**Provided data:**
::::::::

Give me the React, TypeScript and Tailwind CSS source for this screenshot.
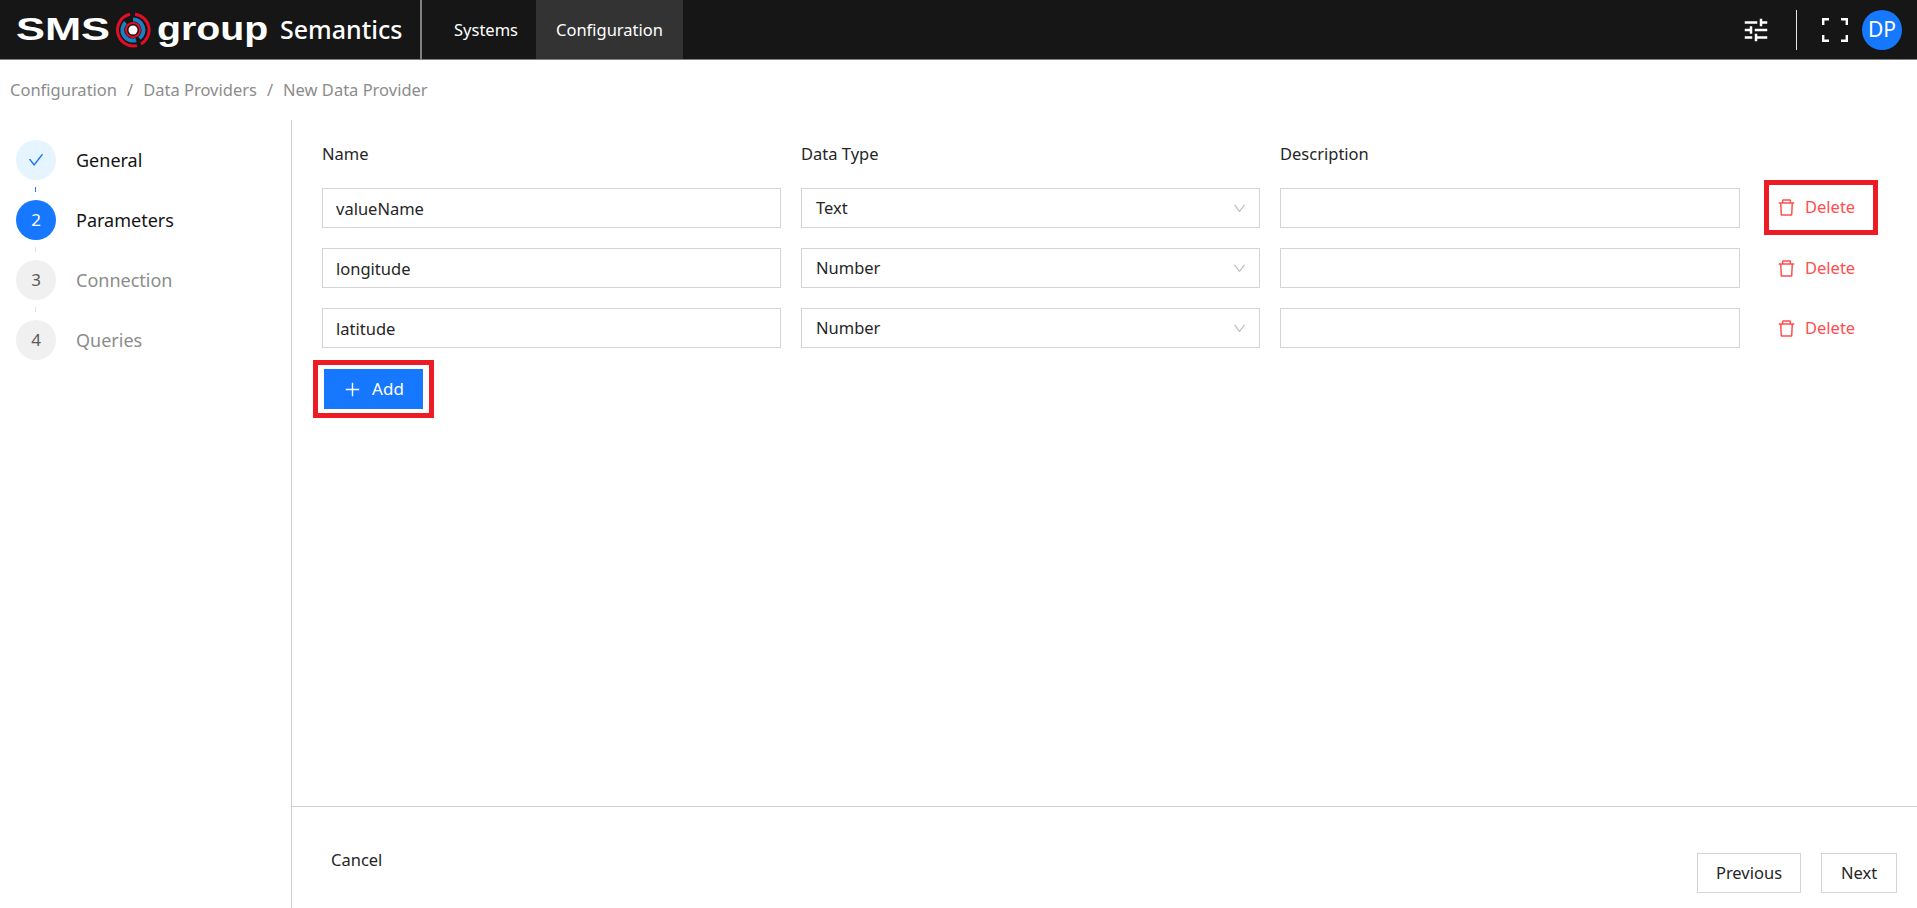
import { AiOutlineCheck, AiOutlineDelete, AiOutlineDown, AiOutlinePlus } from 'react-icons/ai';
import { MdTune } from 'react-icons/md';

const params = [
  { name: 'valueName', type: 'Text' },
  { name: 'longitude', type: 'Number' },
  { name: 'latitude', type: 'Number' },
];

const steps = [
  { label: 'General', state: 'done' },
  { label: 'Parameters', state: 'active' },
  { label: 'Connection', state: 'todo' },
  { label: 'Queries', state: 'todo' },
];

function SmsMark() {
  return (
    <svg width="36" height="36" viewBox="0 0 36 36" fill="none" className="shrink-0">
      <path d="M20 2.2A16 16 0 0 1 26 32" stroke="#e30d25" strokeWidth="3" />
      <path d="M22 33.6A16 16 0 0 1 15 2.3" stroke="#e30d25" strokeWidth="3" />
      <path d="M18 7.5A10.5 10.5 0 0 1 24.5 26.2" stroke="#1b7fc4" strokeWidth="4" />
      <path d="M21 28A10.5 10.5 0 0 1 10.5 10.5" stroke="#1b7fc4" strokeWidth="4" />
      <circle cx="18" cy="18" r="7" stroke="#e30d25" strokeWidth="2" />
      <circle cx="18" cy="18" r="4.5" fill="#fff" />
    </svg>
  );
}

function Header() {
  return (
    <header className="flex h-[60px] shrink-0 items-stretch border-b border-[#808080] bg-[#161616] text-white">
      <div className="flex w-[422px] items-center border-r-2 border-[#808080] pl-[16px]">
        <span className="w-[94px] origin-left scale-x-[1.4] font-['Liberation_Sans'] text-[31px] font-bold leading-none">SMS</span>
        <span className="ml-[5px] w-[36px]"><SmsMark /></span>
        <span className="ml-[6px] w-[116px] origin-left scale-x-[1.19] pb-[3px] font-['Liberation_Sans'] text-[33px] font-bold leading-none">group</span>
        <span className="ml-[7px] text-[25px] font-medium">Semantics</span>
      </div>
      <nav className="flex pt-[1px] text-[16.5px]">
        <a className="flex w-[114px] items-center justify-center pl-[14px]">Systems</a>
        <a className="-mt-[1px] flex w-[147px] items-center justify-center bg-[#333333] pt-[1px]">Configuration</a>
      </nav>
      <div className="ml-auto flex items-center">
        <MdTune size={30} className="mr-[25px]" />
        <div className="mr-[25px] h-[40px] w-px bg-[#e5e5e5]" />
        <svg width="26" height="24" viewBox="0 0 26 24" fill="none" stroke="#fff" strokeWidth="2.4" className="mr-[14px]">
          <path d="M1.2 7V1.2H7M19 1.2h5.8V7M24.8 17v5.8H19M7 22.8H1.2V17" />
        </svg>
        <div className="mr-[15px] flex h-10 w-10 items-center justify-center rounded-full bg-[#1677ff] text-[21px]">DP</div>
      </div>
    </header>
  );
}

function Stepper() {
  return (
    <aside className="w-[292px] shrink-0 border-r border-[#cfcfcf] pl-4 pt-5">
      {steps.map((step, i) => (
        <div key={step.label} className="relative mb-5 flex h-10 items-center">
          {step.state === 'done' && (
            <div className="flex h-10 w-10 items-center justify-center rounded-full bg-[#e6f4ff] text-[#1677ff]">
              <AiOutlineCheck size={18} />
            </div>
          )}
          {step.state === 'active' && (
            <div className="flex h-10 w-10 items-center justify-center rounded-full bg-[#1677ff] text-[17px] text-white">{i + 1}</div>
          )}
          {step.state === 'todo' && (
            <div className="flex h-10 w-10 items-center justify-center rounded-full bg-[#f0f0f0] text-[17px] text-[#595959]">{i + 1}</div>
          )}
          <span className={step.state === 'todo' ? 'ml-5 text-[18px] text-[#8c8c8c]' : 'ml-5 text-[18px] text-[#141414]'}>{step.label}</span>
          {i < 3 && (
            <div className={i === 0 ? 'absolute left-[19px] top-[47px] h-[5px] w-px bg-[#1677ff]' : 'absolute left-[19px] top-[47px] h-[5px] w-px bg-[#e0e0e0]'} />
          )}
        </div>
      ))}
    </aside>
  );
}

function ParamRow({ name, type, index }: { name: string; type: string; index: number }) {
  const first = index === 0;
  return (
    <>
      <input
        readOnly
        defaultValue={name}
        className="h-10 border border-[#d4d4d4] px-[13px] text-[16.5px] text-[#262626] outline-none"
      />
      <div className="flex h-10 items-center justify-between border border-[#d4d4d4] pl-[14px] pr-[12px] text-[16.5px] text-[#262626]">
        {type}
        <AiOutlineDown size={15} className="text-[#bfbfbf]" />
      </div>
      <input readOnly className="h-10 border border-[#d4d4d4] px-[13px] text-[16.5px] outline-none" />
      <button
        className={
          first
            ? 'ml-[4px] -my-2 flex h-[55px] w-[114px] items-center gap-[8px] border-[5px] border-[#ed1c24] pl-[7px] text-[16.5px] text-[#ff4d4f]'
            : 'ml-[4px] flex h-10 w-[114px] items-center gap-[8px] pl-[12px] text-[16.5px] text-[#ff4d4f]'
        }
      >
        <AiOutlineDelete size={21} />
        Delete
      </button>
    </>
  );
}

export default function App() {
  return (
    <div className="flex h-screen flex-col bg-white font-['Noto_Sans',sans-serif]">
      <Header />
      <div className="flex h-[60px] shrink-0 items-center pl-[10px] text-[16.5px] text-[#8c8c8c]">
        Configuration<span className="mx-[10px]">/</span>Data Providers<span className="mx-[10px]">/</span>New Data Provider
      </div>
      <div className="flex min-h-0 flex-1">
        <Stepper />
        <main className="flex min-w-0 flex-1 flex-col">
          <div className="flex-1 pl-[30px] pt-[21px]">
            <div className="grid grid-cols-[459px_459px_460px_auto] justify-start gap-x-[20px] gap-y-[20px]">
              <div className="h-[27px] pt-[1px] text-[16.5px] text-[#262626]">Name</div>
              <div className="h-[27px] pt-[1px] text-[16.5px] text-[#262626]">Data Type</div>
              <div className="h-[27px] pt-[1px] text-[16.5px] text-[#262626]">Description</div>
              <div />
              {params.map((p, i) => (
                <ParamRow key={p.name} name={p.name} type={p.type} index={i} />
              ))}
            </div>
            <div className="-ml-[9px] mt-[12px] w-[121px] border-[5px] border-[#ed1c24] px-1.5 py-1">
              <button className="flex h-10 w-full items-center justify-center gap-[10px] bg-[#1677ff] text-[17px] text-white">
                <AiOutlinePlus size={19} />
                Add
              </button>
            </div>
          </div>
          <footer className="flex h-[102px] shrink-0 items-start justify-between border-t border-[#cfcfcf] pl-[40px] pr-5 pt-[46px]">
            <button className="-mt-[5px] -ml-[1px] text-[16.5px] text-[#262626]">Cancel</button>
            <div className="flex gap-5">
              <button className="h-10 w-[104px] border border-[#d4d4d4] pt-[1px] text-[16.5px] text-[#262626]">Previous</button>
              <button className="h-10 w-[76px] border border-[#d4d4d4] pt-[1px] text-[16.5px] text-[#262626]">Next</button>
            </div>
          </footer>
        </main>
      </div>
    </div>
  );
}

::::::::

Extract the full listing above verbatim; pictures are to be left out of the copy.

Give me the React, TypeScript and Tailwind CSS source for this screenshot.
import { AiOutlineCheck, AiOutlineDelete, AiOutlineDown, AiOutlinePlus } from 'react-icons/ai';
import { MdTune } from 'react-icons/md';

const params = [
  { name: 'valueName', type: 'Text' },
  { name: 'longitude', type: 'Number' },
  { name: 'latitude', type: 'Number' },
];

const steps = [
  { label: 'General', state: 'done' },
  { label: 'Parameters', state: 'active' },
  { label: 'Connection', state: 'todo' },
  { label: 'Queries', state: 'todo' },
];

function SmsMark() {
  return (
    <svg width="36" height="36" viewBox="0 0 36 36" fill="none" className="shrink-0">
      <path d="M20 2.2A16 16 0 0 1 26 32" stroke="#e30d25" strokeWidth="3" />
      <path d="M22 33.6A16 16 0 0 1 15 2.3" stroke="#e30d25" strokeWidth="3" />
      <path d="M18 7.5A10.5 10.5 0 0 1 24.5 26.2" stroke="#1b7fc4" strokeWidth="4" />
      <path d="M21 28A10.5 10.5 0 0 1 10.5 10.5" stroke="#1b7fc4" strokeWidth="4" />
      <circle cx="18" cy="18" r="7" stroke="#e30d25" strokeWidth="2" />
      <circle cx="18" cy="18" r="4.5" fill="#fff" />
    </svg>
  );
}

function Header() {
  return (
    <header className="flex h-[60px] shrink-0 items-stretch border-b border-[#808080] bg-[#161616] text-white">
      <div className="flex w-[422px] items-center border-r-2 border-[#808080] pl-[16px]">
        <span className="w-[94px] origin-left scale-x-[1.4] font-['Liberation_Sans'] text-[31px] font-bold leading-none">SMS</span>
        <span className="ml-[5px] w-[36px]"><SmsMark /></span>
        <span className="ml-[6px] w-[116px] origin-left scale-x-[1.19] pb-[3px] font-['Liberation_Sans'] text-[33px] font-bold leading-none">group</span>
        <span className="ml-[7px] text-[25px] font-medium">Semantics</span>
      </div>
      <nav className="flex pt-[1px] text-[16.5px]">
        <a className="flex w-[114px] items-center justify-center pl-[14px]">Systems</a>
        <a className="-mt-[1px] flex w-[147px] items-center justify-center bg-[#333333] pt-[1px]">Configuration</a>
      </nav>
      <div className="ml-auto flex items-center">
        <MdTune size={30} className="mr-[25px]" />
        <div className="mr-[25px] h-[40px] w-px bg-[#e5e5e5]" />
        <svg width="26" height="24" viewBox="0 0 26 24" fill="none" stroke="#fff" strokeWidth="2.4" className="mr-[14px]">
          <path d="M1.2 7V1.2H7M19 1.2h5.8V7M24.8 17v5.8H19M7 22.8H1.2V17" />
        </svg>
        <div className="mr-[15px] flex h-10 w-10 items-center justify-center rounded-full bg-[#1677ff] text-[21px]">DP</div>
      </div>
    </header>
  );
}

function Stepper() {
  return (
    <aside className="w-[292px] shrink-0 border-r border-[#cfcfcf] pl-4 pt-5">
      {steps.map((step, i) => (
        <div key={step.label} className="relative mb-5 flex h-10 items-center">
          {step.state === 'done' && (
            <div className="flex h-10 w-10 items-center justify-center rounded-full bg-[#e6f4ff] text-[#1677ff]">
              <AiOutlineCheck size={18} />
            </div>
          )}
          {step.state === 'active' && (
            <div className="flex h-10 w-10 items-center justify-center rounded-full bg-[#1677ff] text-[17px] text-white">{i + 1}</div>
          )}
          {step.state === 'todo' && (
            <div className="flex h-10 w-10 items-center justify-center rounded-full bg-[#f0f0f0] text-[17px] text-[#595959]">{i + 1}</div>
          )}
          <span className={step.state === 'todo' ? 'ml-5 text-[18px] text-[#8c8c8c]' : 'ml-5 text-[18px] text-[#141414]'}>{step.label}</span>
          {i < 3 && (
            <div className={i === 0 ? 'absolute left-[19px] top-[47px] h-[5px] w-px bg-[#1677ff]' : 'absolute left-[19px] top-[47px] h-[5px] w-px bg-[#e0e0e0]'} />
          )}
        </div>
      ))}
    </aside>
  );
}

function ParamRow({ name, type, index }: { name: string; type: string; index: number }) {
  const first = index === 0;
  return (
    <>
      <input
        readOnly
        defaultValue={name}
        className="h-10 border border-[#d4d4d4] px-[13px] text-[16.5px] text-[#262626] outline-none"
      />
      <div className="flex h-10 items-center justify-between border border-[#d4d4d4] pl-[14px] pr-[12px] text-[16.5px] text-[#262626]">
        {type}
        <AiOutlineDown size={15} className="text-[#bfbfbf]" />
      </div>
      <input readOnly className="h-10 border border-[#d4d4d4] px-[13px] text-[16.5px] outline-none" />
      <button
        className={
          first
            ? 'ml-[4px] -my-2 flex h-[55px] w-[114px] items-center gap-[8px] border-[5px] border-[#ed1c24] pl-[7px] text-[16.5px] text-[#ff4d4f]'
            : 'ml-[4px] flex h-10 w-[114px] items-center gap-[8px] pl-[12px] text-[16.5px] text-[#ff4d4f]'
        }
      >
        <AiOutlineDelete size={21} />
        Delete
      </button>
    </>
  );
}

export default function App() {
  return (
    <div className="flex h-screen flex-col bg-white font-['Noto_Sans',sans-serif]">
      <Header />
      <div className="flex h-[60px] shrink-0 items-center pl-[10px] text-[16.5px] text-[#8c8c8c]">
        Configuration<span className="mx-[10px]">/</span>Data Providers<span className="mx-[10px]">/</span>New Data Provider
      </div>
      <div className="flex min-h-0 flex-1">
        <Stepper />
        <main className="flex min-w-0 flex-1 flex-col">
          <div className="flex-1 pl-[30px] pt-[21px]">
            <div className="grid grid-cols-[459px_459px_460px_auto] justify-start gap-x-[20px] gap-y-[20px]">
              <div className="h-[27px] pt-[1px] text-[16.5px] text-[#262626]">Name</div>
              <div className="h-[27px] pt-[1px] text-[16.5px] text-[#262626]">Data Type</div>
              <div className="h-[27px] pt-[1px] text-[16.5px] text-[#262626]">Description</div>
              <div />
              {params.map((p, i) => (
                <ParamRow key={p.name} name={p.name} type={p.type} index={i} />
              ))}
            </div>
            <div className="-ml-[9px] mt-[12px] w-[121px] border-[5px] border-[#ed1c24] px-1.5 py-1">
              <button className="flex h-10 w-full items-center justify-center gap-[10px] bg-[#1677ff] text-[17px] text-white">
                <AiOutlinePlus size={19} />
                Add
              </button>
            </div>
          </div>
          <footer className="flex h-[102px] shrink-0 items-start justify-between border-t border-[#cfcfcf] pl-[40px] pr-5 pt-[46px]">
            <button className="-mt-[5px] -ml-[1px] text-[16.5px] text-[#262626]">Cancel</button>
            <div className="flex gap-5">
              <button className="h-10 w-[104px] border border-[#d4d4d4] pt-[1px] text-[16.5px] text-[#262626]">Previous</button>
              <button className="h-10 w-[76px] border border-[#d4d4d4] pt-[1px] text-[16.5px] text-[#262626]">Next</button>
            </div>
          </footer>
        </main>
      </div>
    </div>
  );
}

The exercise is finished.